When referring to the subject of vocal range, gender is not important. For instance, there are male singers with alto or soprano range. Similarly, there are female singers who possess tenor range. Even amongst tenor range, choir directors can split these ranges to meet or make up for missing ranges. This temporal quasi arrangement may also play an effective role in harmonic balance. There is a clear difference between harmony parts and range. An alto range does not necessarily have to sing an alto part!


One underlining problem of having a large number of singers with an imbalance in vocal formation is that it leaves uncertainty in the area of planning songs and performance; especially in situations singers are not very committed to rehearsals. Think of it this way, if out of 40 singers where soprano is about 7, alto 12, tenor 14, bass 6 and only 5 sopranos show up for rehearsals with most of the alto and tenor showing up, that leaves the rehearsal imbalanced and “unhealthy”.

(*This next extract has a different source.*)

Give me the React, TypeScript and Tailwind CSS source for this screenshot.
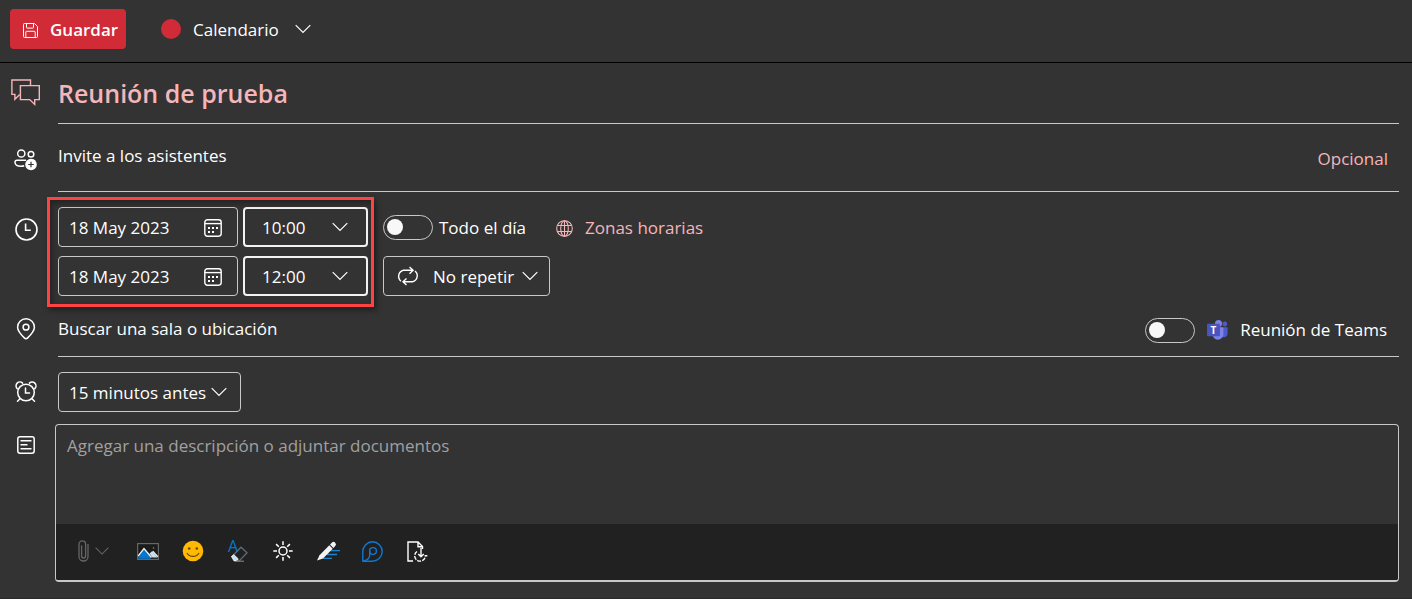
import { ReactNode, useState } from "react";

const ChevronIcon = ({ className = "" }: { className?: string }) => (
  <svg width="16" height="10" viewBox="0 0 16 10" fill="none" stroke="currentColor" strokeWidth="1.2" className={className}>
    <path d="M.7 1.2 8 8.5l7.3-7.3" />
  </svg>
);

const SaveIcon = () => (
  <svg width="15" height="15" viewBox="0 0 15 15" fill="none" stroke="currentColor" strokeWidth="1">
    <path d="M.5 1.5a1 1 0 0 1 1-1h10l3 3v10a1 1 0 0 1-1 1h-12a1 1 0 0 1-1-1z" />
    <path d="M3.5.5v4a.6.6 0 0 0 .6.6h5.8a.6.6 0 0 0 .6-.6v-4M2.8 14.5V9a.7.7 0 0 1 .7-.7h8a.7.7 0 0 1 .7.7v5.5" />
  </svg>
);

const ChatIcon = () => (
  <svg width="29" height="27" viewBox="0 0 29 27" fill="none" stroke="currentColor" strokeWidth="1.4">
    <path d="M19.5 6V1H.9v14.4h3v4.8l4.8-4.8" />
    <path d="M9.4 6.6h18.9v14h-4.6v4.8l-5-4.8H9.4z" />
  </svg>
);

const PeopleAddIcon = () => (
  <svg width="24" height="22" viewBox="0 0 24 22" fill="none" stroke="currentColor" strokeWidth="1.5">
    <circle cx="7.3" cy="4.5" r="3.6" />
    <circle cx="17" cy="5.3" r="2.8" />
    <path d="M12 11.2H3a2 2 0 0 0-2 2c0 2.6 2.2 4 6 4 1.3 0 2.3-.2 3.2-.5M15.5 11.2H19a2 2 0 0 1 1.8 1" />
    <circle cx="17" cy="15.5" r="5.8" fill="#fff" stroke="none" />
    <path d="M17 12.7v5.6M14.2 15.5h5.6" stroke="#333" strokeWidth="1.2" />
  </svg>
);

const ClockIcon = () => (
  <svg width="23" height="23" viewBox="0 0 23 23" fill="none" stroke="currentColor" strokeWidth="1.6">
    <circle cx="11.5" cy="11.5" r="10.5" />
    <path d="M10.6 5.5v6.8h5.2" />
  </svg>
);

const PinIcon = () => (
  <svg width="20" height="22" viewBox="0 0 20 22" fill="none" stroke="currentColor" strokeWidth="1.5">
    <path d="M10 20.7c-.5 0-1-.2-1.4-.6C4.5 16.2 1.6 13 1.6 9.2a8.4 8.4 0 0 1 16.8 0c0 3.8-2.9 7-7 10.9-.4.4-.9.6-1.4.6z" />
    <circle cx="10" cy="9.2" r="2.9" />
  </svg>
);

const AlarmIcon = () => (
  <svg width="22" height="22" viewBox="0 0 22 22" fill="none" stroke="currentColor" strokeWidth="1.5" strokeLinecap="round">
    <circle cx="11" cy="11.5" r="8.3" />
    <path d="M10.5 7v5h4" />
    <path d="M2.2 7.6A3.5 3.5 0 0 1 7.6 2.1M19.8 7.6A3.5 3.5 0 0 0 14.4 2.1M5 17.7l-2.5 2.5M17 17.7l2.5 2.5" />
  </svg>
);

const NotesIcon = () => (
  <svg width="18" height="18" viewBox="0 0 18 18" fill="none" stroke="currentColor" strokeWidth="1.5">
    <rect x=".8" y=".8" width="16.4" height="16.4" rx="2.2" />
    <path d="M3.5 4.7h11M3.5 8.7h7M3.5 12.7h11" />
  </svg>
);

const CalendarIcon = () => (
  <svg width="18" height="18" viewBox="0 0 18 18" fill="none" stroke="currentColor" strokeWidth="1.4">
    <rect x=".8" y=".8" width="16.4" height="16.4" rx="2.6" />
    <path d="M.8 4.6h16.4" />
    <g fill="currentColor" stroke="none">
      <rect x="4" y="8" width="2" height="2" />
      <rect x="8" y="8" width="2" height="2" />
      <rect x="12" y="8" width="2" height="2" />
      <rect x="4" y="12" width="2" height="2" />
      <rect x="8" y="12" width="2" height="2" />
    </g>
  </svg>
);

const GlobeIcon = () => (
  <svg width="17" height="17" viewBox="0 0 17 17" fill="none" stroke="currentColor" strokeWidth="1.1">
    <circle cx="8.5" cy="8.5" r="7.8" />
    <ellipse cx="8.5" cy="8.5" rx="3.8" ry="7.8" />
    <path d="M8.5.7v15.6M1.5 5.5h14M1.5 11.5h14" />
  </svg>
);

const RepeatIcon = () => (
  <svg width="22" height="20" viewBox="0 0 22 20" fill="none" stroke="currentColor" strokeWidth="1.4">
    <path d="M4 15.2A6.2 6.2 0 0 1 6.5 4.3H16M12.5 1l3.6 3.3-3.6 3.4" />
    <path d="M18 5a6.2 6.2 0 0 1-2.5 10.8H6M9.5 12.4 6 15.8l3.5 3.3" />
  </svg>
);

const TeamsIcon = () => (
  <svg width="21" height="20" viewBox="0 0 21 20" className="overflow-visible">
    <circle cx="11.5" cy="3.5" r="3.5" fill="#7b83eb" />
    <circle cx="17.8" cy="4" r="2.4" fill="#5059c9" />
    <path d="M14 7.3h5.6c.6 0 1 .4 1 1v5.2a3.8 3.8 0 0 1-6.6 2.6z" fill="#5059c9" />
    <path d="M6 7.3h9.5c.5 0 .9.4.9.9v6a5.5 5.5 0 0 1-11 0V8z" fill="#7b83eb" />
    <rect y="3.8" width="13" height="12.4" rx="1" fill="#4b53bc" />
    <text x="6.5" y="13.5" textAnchor="middle" fontSize="10" fontWeight="700" fill="#fff">T</text>
  </svg>
);

const ClipIcon = () => (
  <svg width="11" height="22" viewBox="0 0 11 22" fill="none" stroke="currentColor" strokeWidth="1.3">
    <path d="M10 4v12.5a4.5 4.5 0 0 1-9 0V4.2a3.3 3.3 0 0 1 6.6 0V16a2 2 0 0 1-4 0V5.5" />
  </svg>
);

const PictureIcon = () => (
  <svg width="22" height="17" viewBox="0 0 22 17">
    <rect x=".6" y=".6" width="20.8" height="15.8" fill="#1b1b1b" stroke="#666" strokeWidth="1.2" />
    <path d="M1.2 14.5 7 6l7 8.5-1 1.2H1.2z" fill="#0078d4" />
    <path d="M1.2 13 7 5.5l7.5 9M14 11l2.2-2.2 4.6 5" fill="none" stroke="#f3f3f3" strokeWidth="1.3" />
    <path d="M12.5 10.5 15 8.3l5.5 6.2h-5z" fill="#c7e0f4" />
    <circle cx="16.5" cy="5" r=".8" fill="#888" />
  </svg>
);

const SmileIcon = () => (
  <svg width="22" height="22" viewBox="0 0 22 22">
    <circle cx="11" cy="11" r="10.3" fill="#ffb900" />
    <circle cx="7.2" cy="8.5" r="1.3" fill="#5c4a1a" />
    <circle cx="14.8" cy="8.5" r="1.3" fill="#5c4a1a" />
    <path d="M5 13c2.6 4.6 9.4 4.6 12 0" fill="none" stroke="#5c4a1a" strokeWidth="1.2" />
  </svg>
);

const ClearFormatIcon = () => (
  <svg width="20" height="36" viewBox="0 -7 20 36" fill="none" className="overflow-visible">
    <text x="0" y="12" fontSize="16" fill="#0078d4">A</text>
    <path d="M4 16.5 13 7.2l6 5.5-7.5 8H8z" stroke="#5b6b7a" strokeWidth="1.3" />
    <path d="m3.5 16.5 2.3-1.8 4.5 4.2-2 2H6z" fill="#c7e0f4" stroke="#fff" strokeWidth=".8" />
    <path d="M8 21.2h8" stroke="#8a8886" />
  </svg>
);

const SunIcon = () => (
  <svg width="20" height="20" viewBox="0 0 20 20" fill="none" stroke="#fff" strokeWidth="1.5">
    <circle cx="10" cy="10" r="4" />
    <path d="M10 .3V4M10 16v3.7M.3 10H4M16 10h3.7M3.1 3.1l2.7 2.7M14.2 14.2l2.7 2.7M3.1 16.9l2.7-2.7M14.2 5.8l2.7-2.7" />
  </svg>
);

const PenIcon = () => (
  <svg width="24" height="20" viewBox="0 0 24 20" fill="none">
    <path d="M14 9.7h10M11 13.5h10M7 17.3h9" stroke="#1b86d2" strokeWidth="1.3" />
    <path d="m3.5 14.2 9.8-9.9 3.4 3.4L7 17.5l-6 1.9z" fill="#f3f3f3" />
    <path d="m14 3.5 1.8-1.8a2 2 0 0 1 3.4 3.4l-1.800 1.800z" fill="#f3f3f3" />
  </svg>
);

const LoopIcon = () => (
  <svg width="21" height="21" viewBox="0 0 21 21" fill="none" stroke="#0f78d4" strokeWidth="1.4">
    <path d="M.8 20.2v-9.700a9.700 9.700 0 1 1 9.700 9.700z" />
    <circle cx="11" cy="10" r="3.4" />
    <path d="M7.7 10v4.200c0 2.700-2.200 4.700-6 5.800" />
  </svg>
);

const TemplateIcon = () => (
  <svg width="21" height="21" viewBox="0 0 21 21" fill="none" stroke="#fff" strokeWidth="1.4">
    <path d="M6 20H1V1h10l4.5 4.5V8M11 1v4.8h4.5" />
    <path d="M14 7v8.500M11.300 13l2.700 2.700 2.800-2.700" />
    <path d="M10 10.500a5.300 5.300 0 1 0 8.300 4.200h2" strokeDasharray="4 1.200" />
  </svg>
);

interface RowProps {
  icon: ReactNode;
  railClass?: string;
  children: ReactNode;
}

const Row = ({ icon, railClass = "items-center", children }: RowProps) => (
  <div className="flex pr-[13px]">
    <div className={`flex w-[52px] shrink-0 justify-center ${railClass}`}>{icon}</div>
    {children}
  </div>
);

interface ToggleProps {
  id: string;
  checked: boolean;
  onChange: (value: boolean) => void;
}

const Toggle = ({ id, checked, onChange }: ToggleProps) => (
  <input
    id={id}
    type="checkbox"
    role="switch"
    checked={checked}
    onChange={(e) => onChange(e.target.checked)}
    className="flex h-[25px] w-[50px] shrink-0 appearance-none items-center rounded-full border border-[#c8c8c8] px-[3px] before:size-4 before:rounded-full before:bg-[#f8f8f8] checked:justify-end"
  />
);

interface DropdownProps {
  label: string;
  options: string[];
  className: string;
  chevronClass: string;
  icon?: ReactNode;
}

const Dropdown = ({ label, options, className, chevronClass, icon }: DropdownProps) => (
  <div className="relative flex items-center">
    {icon && <span className="pointer-events-none absolute left-[14px]">{icon}</span>}
    <select aria-label={label} className={`h-10 appearance-none rounded bg-transparent pt-[2px] ${className}`}>
      {options.map((option) => (
        <option key={option} className="bg-[#333]">
          {option}
        </option>
      ))}
    </select>
    <ChevronIcon className={`pointer-events-none absolute ${chevronClass}`} />
  </div>
);

const DateField = ({ label }: { label: string }) => {
  const [value, setValue] = useState("18 May 2023");
  return (
    <div className="flex h-10 items-center rounded border border-[#c8c8c8] pt-[2px] pr-[15px] pl-[10px]">
      <input
        type="text"
        aria-label={label}
        value={value}
        onChange={(e) => setValue(e.target.value)}
        className="w-full min-w-0 bg-transparent outline-none"
      />
      <button type="button" aria-label={`Abrir calendario: ${label}`}>
        <CalendarIcon />
      </button>
    </div>
  );
};

const tools = [
  { name: "Insertar imagen", icon: <PictureIcon /> },
  { name: "Emoji", icon: <SmileIcon /> },
  { name: "Borrar formato", icon: <ClearFormatIcon /> },
  { name: "Cambiar fondo", icon: <SunIcon /> },
  { name: "Editor", icon: <PenIcon /> },
  { name: "Componente de Loop", icon: <LoopIcon /> },
  { name: "Plantillas", icon: <TemplateIcon /> },
];

const App = () => {
  const [title, setTitle] = useState("Reunión de prueba");
  const [allDay, setAllDay] = useState(false);
  const [teams, setTeams] = useState(false);

  return (
    <div className="min-h-screen border-b border-[#292929] bg-[#333] font-['Open_Sans',sans-serif] text-[17px] leading-6 text-white">
      {/* Top bar */}
      <header className="flex items-center border-b border-black pt-[9px] pb-[13px] pl-[10px]">
        <button type="button" className="flex h-10 w-[116px] items-center gap-3 rounded-sm bg-[#d02b37] pt-[2px] pl-[13px] font-semibold">
          <SaveIcon />
          Guardar
        </button>
        <span className="ml-[35px] size-5 rounded-full bg-[#d02b37]" />
        <Dropdown label="Calendario" options={["Calendario"]} className="w-[130px] pl-3" chevronClass="right-0" />
      </header>

      {/* Title */}
      <Row icon={<span className="text-[#f4b6ba]"><ChatIcon /></span>} railClass="items-center pr-[2px] pb-[2px]">
        <input
          type="text"
          aria-label="Título"
          value={title}
          onChange={(e) => setTitle(e.target.value)}
          className="ml-[6px] h-[61px] min-w-0 flex-1 border-b border-[#c8c8c8] bg-transparent text-[25px] font-semibold text-[#f4b6ba] outline-none"
        />
      </Row>

      {/* Attendees */}
      <Row icon={<PeopleAddIcon />} railClass="items-center pt-1">
        <div className="ml-[6px] flex h-[68px] flex-1 items-center border-b border-[#c8c8c8] pt-[2px] pr-[11px]">
          <input
            type="text"
            aria-label="Asistentes"
            placeholder="Invite a los asistentes"
            className="min-w-0 flex-1 bg-transparent pb-[6px] placeholder-white outline-none"
          />
          <button type="button" className="text-[#f4b6ba]">Opcional</button>
        </div>
      </Row>

      {/* Date and time */}
      <Row icon={<ClockIcon />} railClass="items-start pt-[26px]">
        <div className="ml-[6px] flex pt-[15px]">
          <div className="relative grid grid-cols-[180px_125px] gap-x-[5px] gap-y-[9px]">
            <DateField label="Fecha de inicio" />
            <Dropdown label="Hora de inicio" options={["10:00", "10:30"]} className="w-full border-2 border-[#f3f3f3] pl-[17px]" chevronClass="right-5" />
            <DateField label="Fecha de fin" />
            <Dropdown label="Hora de fin" options={["12:00", "12:30"]} className="w-full border-2 border-[#f3f3f3] pl-[17px]" chevronClass="right-5" />
            <div className="pointer-events-none absolute -top-[10px] -right-[6px] -bottom-[11px] -left-[11px] border-3 border-[#ff4343] shadow-[2px_3px_6px_rgba(0,0,0,0.45),inset_2px_3px_6px_rgba(0,0,0,0.35)]" />
          </div>
          <div className="ml-[15px] flex flex-col items-start gap-[9px]">
            <div className="flex h-10 items-center">
              <Toggle id="all-day" checked={allDay} onChange={setAllDay} />
              <label htmlFor="all-day" className="ml-[6px] pt-[2px]">Todo el día</label>
              <button type="button" className="ml-[30px] flex items-center gap-3 pt-[2px] text-[#f4b6ba]">
                <GlobeIcon />
                Zonas horarias
              </button>
            </div>
            <Dropdown
              label="Repetir"
              options={["No repetir", "Cada día"]}
              className="w-[167px] border border-[#c8c8c8] pl-[49px]"
              chevronClass="right-3"
              icon={<RepeatIcon />}
            />
          </div>
        </div>
      </Row>

      {/* Location */}
      <Row icon={<PinIcon />} railClass="items-center pt-1">
        <div className="ml-[6px] flex h-[61px] flex-1 items-center border-b border-[#c8c8c8] pt-2 pr-3">
          <input
            type="text"
            aria-label="Ubicación"
            placeholder="Buscar una sala o ubicación"
            className="min-w-0 flex-1 bg-transparent pb-[2px] placeholder-white outline-none"
          />
          <Toggle id="teams" checked={teams} onChange={setTeams} />
          <label htmlFor="teams" className="ml-3 flex items-center gap-3">
            <TeamsIcon />
            Reunión de Teams
          </label>
        </div>
      </Row>

      {/* Reminder */}
      <Row icon={<AlarmIcon />} railClass="items-center pt-[14px]">
        <div className="ml-[6px] pt-[15px]">
          <Dropdown
            label="Recordatorio"
            options={["15 minutos antes", "30 minutos antes"]}
            className="w-[183px] border border-[#c8c8c8] pl-[10px]"
            chevronClass="right-[14px]"
          />
        </div>
      </Row>

      {/* Description */}
      <Row icon={<NotesIcon />} railClass="items-start pt-6">
        <div className="mt-3 ml-[3px] flex flex-1 flex-col overflow-hidden rounded border border-b-2 border-[#c8c8c8]">
          <textarea
            aria-label="Descripción"
            placeholder="Agregar una descripción o adjuntar documentos"
            className="block h-[99px] w-full resize-none bg-transparent px-[11px] py-[9px] placeholder-[#a0a0a0] outline-none"
          />
          <div className="flex h-14 items-center bg-[#212121] pb-[2px]">
            <button type="button" aria-label="Adjuntar" className="flex w-[69px] items-center gap-[6px] pl-[22px] text-[#666]">
              <ClipIcon />
              <ChevronIcon className="w-[14px]" />
            </button>
            {tools.map((tool) => (
              <button key={tool.name} type="button" aria-label={tool.name} className="flex w-[45px] justify-center">
                {tool.icon}
              </button>
            ))}
          </div>
        </div>
      </Row>
    </div>
  );
};

export default App;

Splitting the voices to achieve a balance is one way of meeting up. How can this be? If the few sopranos available are unable to pull their weight, cut down on other voices if you are unable to apply dynamics and other techniques pointed earlier.

There should be a threshold on the number of vocal formations for songs. The same way an incomplete accompaniment can have an impact on the feel of music, an incomplete voice range will affect a song too.

Living with the status quo of incomplete vocal range is a non-proactive way of dealing with the situation. Choir directors should brace up. While they try to cope with this inadequacy by applying techniques, effort should be made to change it completely.